Coté défense, l'armée allemande "a toujours trop peu de tout", selon l'évaluation annuelle de la commissaire à la Défense du parlement Eva Högl, même si l'électrochoc de la guerre en Ukraine a fait bouger les choses.
C'est le résultat de décennies de sous-investissement: Berlin s'est placé depuis 1945 sous la protection américaine au sein de l'Otan et a encore réduit son budget militaire après la fin de la Guerre froide.
Les dépenses militaires allemandes ont atteint 2% du PIB - l'objectif de l'Otan - pour la première fois l'an dernier. Un nouvel objectif de 3% du PIB a été évoqué par le ministre de la Défense, ce qui représenterait environ 129 milliards d'euros par an sur la base du PIB 2024.
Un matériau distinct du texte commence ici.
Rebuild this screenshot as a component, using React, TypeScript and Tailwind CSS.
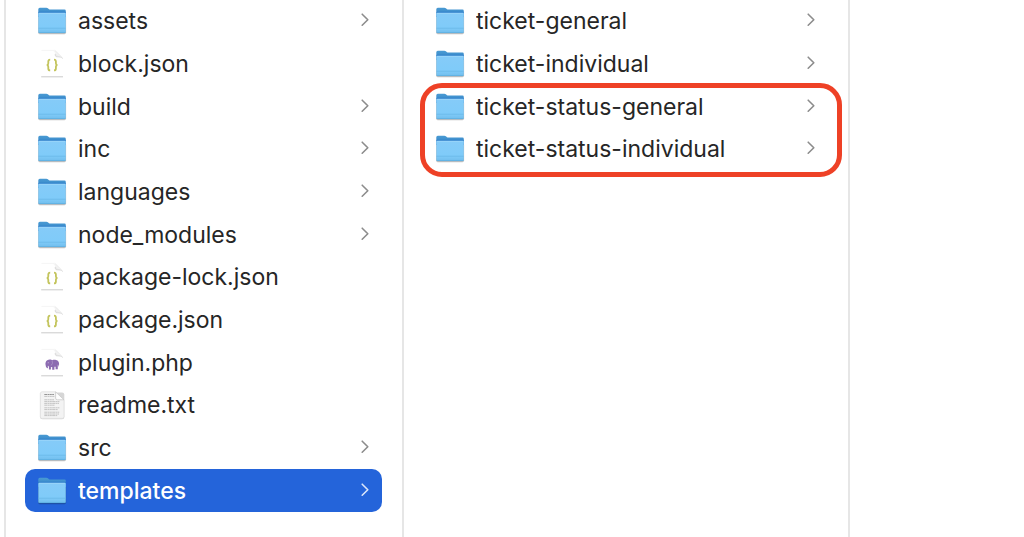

Longtemps obsédée par la discipline budgétaire, l'Allemagne doit aussi moderniser routes, réseaux ferrés, écoles, hôpitaux.
La première économie européenne était au 27ème rang mondial pour la qualité des infrastructures en 2024 dans le Global Innovation Index - contre le 12ème rang en 2020.
Au moins 5.000 ponts sont ainsi à rénover dans le pays, selon le ministère des Transports qui évalue les besoins à 220 milliards d'euros d'ici 2029 pour son seul ressort.
- Quels effets sur l'économie ?
Alors que la première économie européenne risque d'encaisser une troisième année de récession d'affilée, le fonds spécial infrastructure pourrait ajouter un point de plus à la croissance dès 2026 puis 2 points par an par la suite, selon l'institut économique DIW.
Holger Schmieding, analyste de Berenberg estime que le gain de PIB sera plus limité, de l'ordre de 0,3 point au cours des prochaines années.
Grands gagnants du "bazooka" budgétaire : les entreprises d'armement, dont le cours de bourse s'envole, et le secteur de la construction qui se prépare à un "nouvel âge d'or".
L'industrie allemande, en panne de compétitivité, pourrait bénéficier d'un coup de pouce sur les coûts de l'énergie grâce à la baisse programmée de taxes sur l'électricité et les réseaux.
La dette allemande va augmenter mais au niveau actuel de 63% du PIB -contre près de 115% pour la France-, le pays a encore une marge confortable.
Les milliards de dépenses allemandes devraient stimuler la croissance de la zone euro de 0,2 point en 2025 et 0,7 point en 2026, selon Xavier Chapard, analyste pour LBPAM.
- Quelles sont les limites ?
Le quotidien économique Handelsblatt met en garde contre les mirages de cette "Deutsche Vita" financée par la dette : l'argent ne suffira pas à redresser la compétitivité de l'industrie allemande qui a besoin d'améliorer sa productivité et manque cruellement de travailleurs qualifiés.
"Une infrastructure moderne est essentielle pour l'une des plus grandes économies du monde, mais elle ne stimule pas en soi l'innovation, la transformation ou les nouvelles opportunités de croissance", souligne l'analyste d'ING Carsten Brzeski. Le prochain gouvernement devra mettre en oeuvre de "véritables réformes structurelles", souligne-t-il.
Autre limite: "de nombreuses institutions publiques n'ont pas les capacités et les compétences pour mettre en oeuvre efficacement de grands projets d'infrastructure. Les capacités sont également limitées dans le secteur privé" faute de main d'oeuvre, souligne l'institut économique DIW.
Le risque est aussi politique pour Friedrich Merz qui a effectué un virage à 180 degrés après avoir fait campagne sur la rigueur budgétaire. Le parti d'extrême droite AfD ne cesse de dénoncer "un coup d'état financier".